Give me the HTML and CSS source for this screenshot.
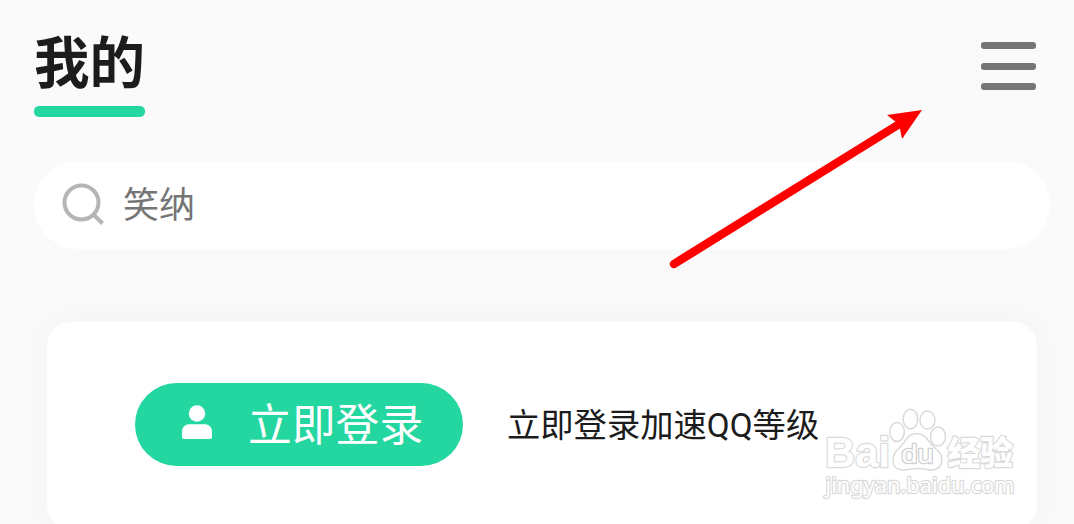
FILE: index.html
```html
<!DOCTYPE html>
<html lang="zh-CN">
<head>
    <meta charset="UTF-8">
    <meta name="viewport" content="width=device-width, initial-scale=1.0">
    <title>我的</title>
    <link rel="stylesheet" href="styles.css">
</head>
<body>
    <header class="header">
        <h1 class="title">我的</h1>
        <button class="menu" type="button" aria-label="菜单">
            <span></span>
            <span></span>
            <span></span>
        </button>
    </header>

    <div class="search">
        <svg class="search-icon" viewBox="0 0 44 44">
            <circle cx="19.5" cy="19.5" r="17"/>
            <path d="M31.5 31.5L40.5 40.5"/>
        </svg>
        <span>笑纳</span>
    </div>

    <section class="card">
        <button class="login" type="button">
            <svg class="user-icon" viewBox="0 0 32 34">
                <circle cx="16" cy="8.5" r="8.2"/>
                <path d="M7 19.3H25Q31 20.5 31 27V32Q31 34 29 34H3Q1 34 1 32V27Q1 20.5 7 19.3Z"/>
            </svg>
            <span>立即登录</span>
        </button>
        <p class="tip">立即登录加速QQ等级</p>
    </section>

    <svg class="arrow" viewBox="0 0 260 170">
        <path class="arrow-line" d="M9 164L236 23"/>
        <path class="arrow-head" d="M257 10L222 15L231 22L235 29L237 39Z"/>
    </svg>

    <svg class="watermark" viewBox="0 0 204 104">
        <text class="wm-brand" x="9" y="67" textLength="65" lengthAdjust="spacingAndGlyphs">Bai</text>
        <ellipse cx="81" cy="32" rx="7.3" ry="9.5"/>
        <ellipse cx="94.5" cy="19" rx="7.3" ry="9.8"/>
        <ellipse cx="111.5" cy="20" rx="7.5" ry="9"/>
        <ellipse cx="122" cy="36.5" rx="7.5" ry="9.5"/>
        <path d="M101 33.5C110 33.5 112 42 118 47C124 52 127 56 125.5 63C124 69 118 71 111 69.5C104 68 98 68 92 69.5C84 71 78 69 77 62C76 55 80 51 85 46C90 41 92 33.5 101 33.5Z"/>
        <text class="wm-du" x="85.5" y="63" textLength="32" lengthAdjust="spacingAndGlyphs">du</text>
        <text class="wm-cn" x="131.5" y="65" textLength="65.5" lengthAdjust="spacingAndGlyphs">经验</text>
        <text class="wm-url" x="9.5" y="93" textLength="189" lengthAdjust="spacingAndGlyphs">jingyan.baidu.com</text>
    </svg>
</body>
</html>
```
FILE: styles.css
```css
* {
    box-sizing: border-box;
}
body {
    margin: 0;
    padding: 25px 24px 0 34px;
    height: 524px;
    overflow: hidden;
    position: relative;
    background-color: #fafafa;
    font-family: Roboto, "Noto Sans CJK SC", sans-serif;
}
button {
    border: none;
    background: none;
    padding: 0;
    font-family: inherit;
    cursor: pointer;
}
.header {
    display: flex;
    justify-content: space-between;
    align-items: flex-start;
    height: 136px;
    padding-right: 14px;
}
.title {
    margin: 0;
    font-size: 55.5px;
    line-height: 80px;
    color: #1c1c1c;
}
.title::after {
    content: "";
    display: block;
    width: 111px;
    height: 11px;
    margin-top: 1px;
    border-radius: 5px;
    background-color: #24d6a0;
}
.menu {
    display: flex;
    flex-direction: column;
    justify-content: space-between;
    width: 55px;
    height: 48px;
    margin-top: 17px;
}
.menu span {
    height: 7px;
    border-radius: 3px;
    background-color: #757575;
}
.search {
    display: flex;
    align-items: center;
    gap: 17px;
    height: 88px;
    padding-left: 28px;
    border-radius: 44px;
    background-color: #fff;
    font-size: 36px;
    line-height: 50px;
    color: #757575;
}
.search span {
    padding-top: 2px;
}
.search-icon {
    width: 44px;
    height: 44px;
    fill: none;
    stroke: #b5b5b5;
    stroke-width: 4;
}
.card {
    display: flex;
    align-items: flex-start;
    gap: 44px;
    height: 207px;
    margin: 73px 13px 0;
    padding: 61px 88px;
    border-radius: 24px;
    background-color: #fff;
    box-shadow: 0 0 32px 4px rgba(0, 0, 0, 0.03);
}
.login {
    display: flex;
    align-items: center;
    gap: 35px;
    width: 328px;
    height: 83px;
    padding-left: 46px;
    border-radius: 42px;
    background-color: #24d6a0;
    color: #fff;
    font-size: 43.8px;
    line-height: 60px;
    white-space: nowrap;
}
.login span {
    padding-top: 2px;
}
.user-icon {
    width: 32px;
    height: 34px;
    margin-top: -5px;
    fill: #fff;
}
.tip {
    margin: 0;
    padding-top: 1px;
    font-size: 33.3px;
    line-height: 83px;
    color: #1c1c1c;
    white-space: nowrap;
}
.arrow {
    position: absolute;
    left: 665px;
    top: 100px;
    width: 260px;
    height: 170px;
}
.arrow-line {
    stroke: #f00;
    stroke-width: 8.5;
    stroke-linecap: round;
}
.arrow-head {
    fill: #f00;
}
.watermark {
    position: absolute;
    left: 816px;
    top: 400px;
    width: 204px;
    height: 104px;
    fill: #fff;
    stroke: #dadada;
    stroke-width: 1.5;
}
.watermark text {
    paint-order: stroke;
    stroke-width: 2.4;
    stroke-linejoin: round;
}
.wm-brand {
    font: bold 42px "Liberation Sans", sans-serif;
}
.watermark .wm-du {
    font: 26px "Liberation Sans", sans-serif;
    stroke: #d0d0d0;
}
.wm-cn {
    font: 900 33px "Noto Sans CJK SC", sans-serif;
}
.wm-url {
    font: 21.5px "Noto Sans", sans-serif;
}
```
━━━━━━━━━━
Written exercise — Reproduce the material above in full and without alteration, but skip all pictures.

Solution to this exercise —
Give me the HTML and CSS source for this screenshot.
FILE: index.html
```html
<!DOCTYPE html>
<html lang="zh-CN">
<head>
    <meta charset="UTF-8">
    <meta name="viewport" content="width=device-width, initial-scale=1.0">
    <title>我的</title>
    <link rel="stylesheet" href="styles.css">
</head>
<body>
    <header class="header">
        <h1 class="title">我的</h1>
        <button class="menu" type="button" aria-label="菜单">
            <span></span>
            <span></span>
            <span></span>
        </button>
    </header>

    <div class="search">
        <svg class="search-icon" viewBox="0 0 44 44">
            <circle cx="19.5" cy="19.5" r="17"/>
            <path d="M31.5 31.5L40.5 40.5"/>
        </svg>
        <span>笑纳</span>
    </div>

    <section class="card">
        <button class="login" type="button">
            <svg class="user-icon" viewBox="0 0 32 34">
                <circle cx="16" cy="8.5" r="8.2"/>
                <path d="M7 19.3H25Q31 20.5 31 27V32Q31 34 29 34H3Q1 34 1 32V27Q1 20.5 7 19.3Z"/>
            </svg>
            <span>立即登录</span>
        </button>
        <p class="tip">立即登录加速QQ等级</p>
    </section>

    <svg class="arrow" viewBox="0 0 260 170">
        <path class="arrow-line" d="M9 164L236 23"/>
        <path class="arrow-head" d="M257 10L222 15L231 22L235 29L237 39Z"/>
    </svg>

    <svg class="watermark" viewBox="0 0 204 104">
        <text class="wm-brand" x="9" y="67" textLength="65" lengthAdjust="spacingAndGlyphs">Bai</text>
        <ellipse cx="81" cy="32" rx="7.3" ry="9.5"/>
        <ellipse cx="94.5" cy="19" rx="7.3" ry="9.8"/>
        <ellipse cx="111.5" cy="20" rx="7.5" ry="9"/>
        <ellipse cx="122" cy="36.5" rx="7.5" ry="9.5"/>
        <path d="M101 33.5C110 33.5 112 42 118 47C124 52 127 56 125.5 63C124 69 118 71 111 69.5C104 68 98 68 92 69.5C84 71 78 69 77 62C76 55 80 51 85 46C90 41 92 33.5 101 33.5Z"/>
        <text class="wm-du" x="85.5" y="63" textLength="32" lengthAdjust="spacingAndGlyphs">du</text>
        <text class="wm-cn" x="131.5" y="65" textLength="65.5" lengthAdjust="spacingAndGlyphs">经验</text>
        <text class="wm-url" x="9.5" y="93" textLength="189" lengthAdjust="spacingAndGlyphs">jingyan.baidu.com</text>
    </svg>
</body>
</html>
```
FILE: styles.css
```css
* {
    box-sizing: border-box;
}
body {
    margin: 0;
    padding: 25px 24px 0 34px;
    height: 524px;
    overflow: hidden;
    position: relative;
    background-color: #fafafa;
    font-family: Roboto, "Noto Sans CJK SC", sans-serif;
}
button {
    border: none;
    background: none;
    padding: 0;
    font-family: inherit;
    cursor: pointer;
}
.header {
    display: flex;
    justify-content: space-between;
    align-items: flex-start;
    height: 136px;
    padding-right: 14px;
}
.title {
    margin: 0;
    font-size: 55.5px;
    line-height: 80px;
    color: #1c1c1c;
}
.title::after {
    content: "";
    display: block;
    width: 111px;
    height: 11px;
    margin-top: 1px;
    border-radius: 5px;
    background-color: #24d6a0;
}
.menu {
    display: flex;
    flex-direction: column;
    justify-content: space-between;
    width: 55px;
    height: 48px;
    margin-top: 17px;
}
.menu span {
    height: 7px;
    border-radius: 3px;
    background-color: #757575;
}
.search {
    display: flex;
    align-items: center;
    gap: 17px;
    height: 88px;
    padding-left: 28px;
    border-radius: 44px;
    background-color: #fff;
    font-size: 36px;
    line-height: 50px;
    color: #757575;
}
.search span {
    padding-top: 2px;
}
.search-icon {
    width: 44px;
    height: 44px;
    fill: none;
    stroke: #b5b5b5;
    stroke-width: 4;
}
.card {
    display: flex;
    align-items: flex-start;
    gap: 44px;
    height: 207px;
    margin: 73px 13px 0;
    padding: 61px 88px;
    border-radius: 24px;
    background-color: #fff;
    box-shadow: 0 0 32px 4px rgba(0, 0, 0, 0.03);
}
.login {
    display: flex;
    align-items: center;
    gap: 35px;
    width: 328px;
    height: 83px;
    padding-left: 46px;
    border-radius: 42px;
    background-color: #24d6a0;
    color: #fff;
    font-size: 43.8px;
    line-height: 60px;
    white-space: nowrap;
}
.login span {
    padding-top: 2px;
}
.user-icon {
    width: 32px;
    height: 34px;
    margin-top: -5px;
    fill: #fff;
}
.tip {
    margin: 0;
    padding-top: 1px;
    font-size: 33.3px;
    line-height: 83px;
    color: #1c1c1c;
    white-space: nowrap;
}
.arrow {
    position: absolute;
    left: 665px;
    top: 100px;
    width: 260px;
    height: 170px;
}
.arrow-line {
    stroke: #f00;
    stroke-width: 8.5;
    stroke-linecap: round;
}
.arrow-head {
    fill: #f00;
}
.watermark {
    position: absolute;
    left: 816px;
    top: 400px;
    width: 204px;
    height: 104px;
    fill: #fff;
    stroke: #dadada;
    stroke-width: 1.5;
}
.watermark text {
    paint-order: stroke;
    stroke-width: 2.4;
    stroke-linejoin: round;
}
.wm-brand {
    font: bold 42px "Liberation Sans", sans-serif;
}
.watermark .wm-du {
    font: 26px "Liberation Sans", sans-serif;
    stroke: #d0d0d0;
}
.wm-cn {
    font: 900 33px "Noto Sans CJK SC", sans-serif;
}
.wm-url {
    font: 21.5px "Noto Sans", sans-serif;
}
```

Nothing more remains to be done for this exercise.